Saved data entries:
----------------------------------------
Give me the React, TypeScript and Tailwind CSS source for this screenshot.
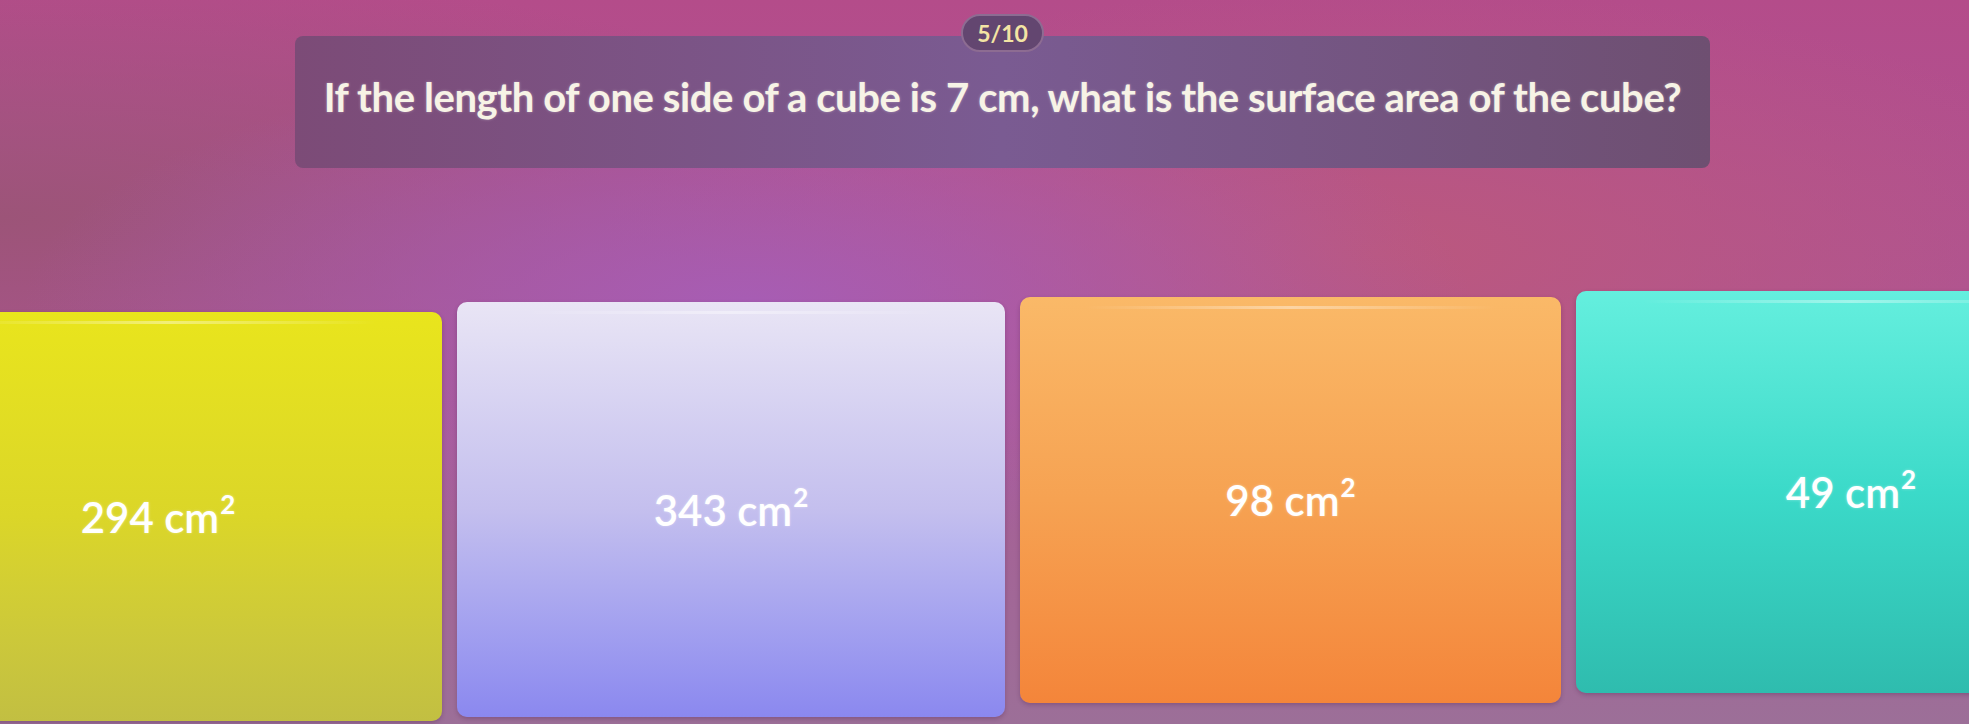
import type { ReactNode } from "react";

type Answer = {
  key: string;
  value: string;
  className: string;
};

const answers: Answer[] = [
  {
    key: "a",
    value: "294",
    className:
      "ml-[-106px] mt-[21px] h-[409px] w-[548px] pr-[20px] bg-gradient-to-b from-[#e9e51c] via-[#dbd628] to-[#c2bf42]",
  },
  {
    key: "b",
    value: "343",
    className:
      "mt-[11px] h-[415px] w-[548px] bg-gradient-to-b from-[#e9e5f5] via-[#c4bfee] to-[#8b88ef]",
  },
  {
    key: "c",
    value: "98",
    className:
      "mt-[6px] h-[406px] w-[541px] bg-gradient-to-b from-[#fab968] via-[#f6a252] to-[#f4853a]",
  },
  {
    key: "d",
    value: "49",
    className:
      "mt-0 h-[402px] w-[550px] bg-gradient-to-b from-[#64efde] via-[#3bdac9] to-[#2fbcae]",
  },
];

export default function App() {
  return (
    <div
      className="relative h-[724px] w-full overflow-hidden bg-[radial-gradient(ellipse_at_38%_42%,#a75db4_0%,rgba(167,93,180,0)_42%),radial-gradient(ellipse_at_70%_35%,#bb587e_0%,rgba(187,88,126,0)_40%),radial-gradient(ellipse_at_0%_30%,#9c5478_0%,rgba(156,84,120,0)_35%),linear-gradient(180deg,#b44c8a_0%,#ae5494_40%,#9c6f98_100%)]"
      style={{ fontFamily: "Lato, 'Noto Sans', sans-serif" }}
    >
      <div className="ml-[36px] flex flex-col items-center pt-[14px]">
        <div className="relative z-10 flex h-[38px] items-center rounded-full border-2 border-[#8d6c92] bg-[#634670] px-[14px] text-[23px] font-bold leading-none text-[#f3e4a4]">
          5/10
        </div>
        <div className="mt-[-16px] flex h-[132px] w-[1415px] items-center justify-center rounded-[8px] bg-gradient-to-r from-[#7c4b77] via-[#7a5b92] to-[#6e4f71] pb-[10px]">
          <h1 className="text-[40px] font-bold tracking-[-0.4px] text-[#f7f3e6] [text-shadow:0_0_3px_rgba(255,255,255,0.35)]">
            If the length of one side of a cube is 7 cm, what is the surface area of the cube?
          </h1>
        </div>
      </div>

      <div className="mt-[123px] flex items-start gap-[15px]">
        {answers.map((answer) => (
          <AnswerCard key={answer.key} className={answer.className}>
            {answer.value} cm<sup className="top-[-19px] ml-[1px] text-[26px] font-bold">2</sup>
          </AnswerCard>
        ))}
      </div>
    </div>
  );
}

function AnswerCard({ className, children }: { className: string; children: ReactNode }) {
  return (
    <div
      className={`relative flex shrink-0 items-center justify-center rounded-[10px] shadow-[0_2px_4px_rgba(60,20,60,0.25)] ${className}`}
    >
      <span className="pointer-events-none absolute left-[12%] right-[12%] top-[9px] h-[3px] rounded-full bg-gradient-to-r from-transparent via-white/40 to-transparent" />
      <span className="text-[42px] font-semibold leading-none text-white [text-shadow:0_0_3px_rgba(255,255,255,0.4)]">
        {children}
      </span>
    </div>
  );
}
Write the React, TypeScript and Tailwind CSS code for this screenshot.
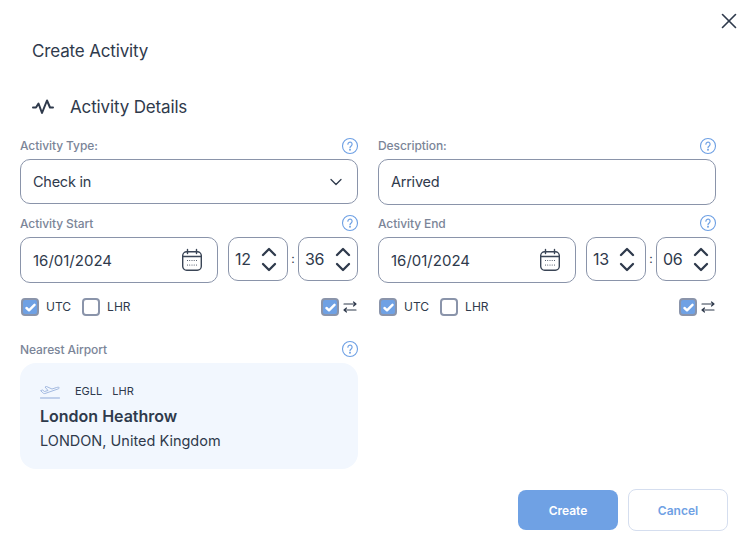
----------------------------------------
The problem:
Take every line above carrying "this" and return it.

Output:
Give me the React, TypeScript and Tailwind CSS source for this screenshot.
Write the React, TypeScript and Tailwind CSS code for this screenshot.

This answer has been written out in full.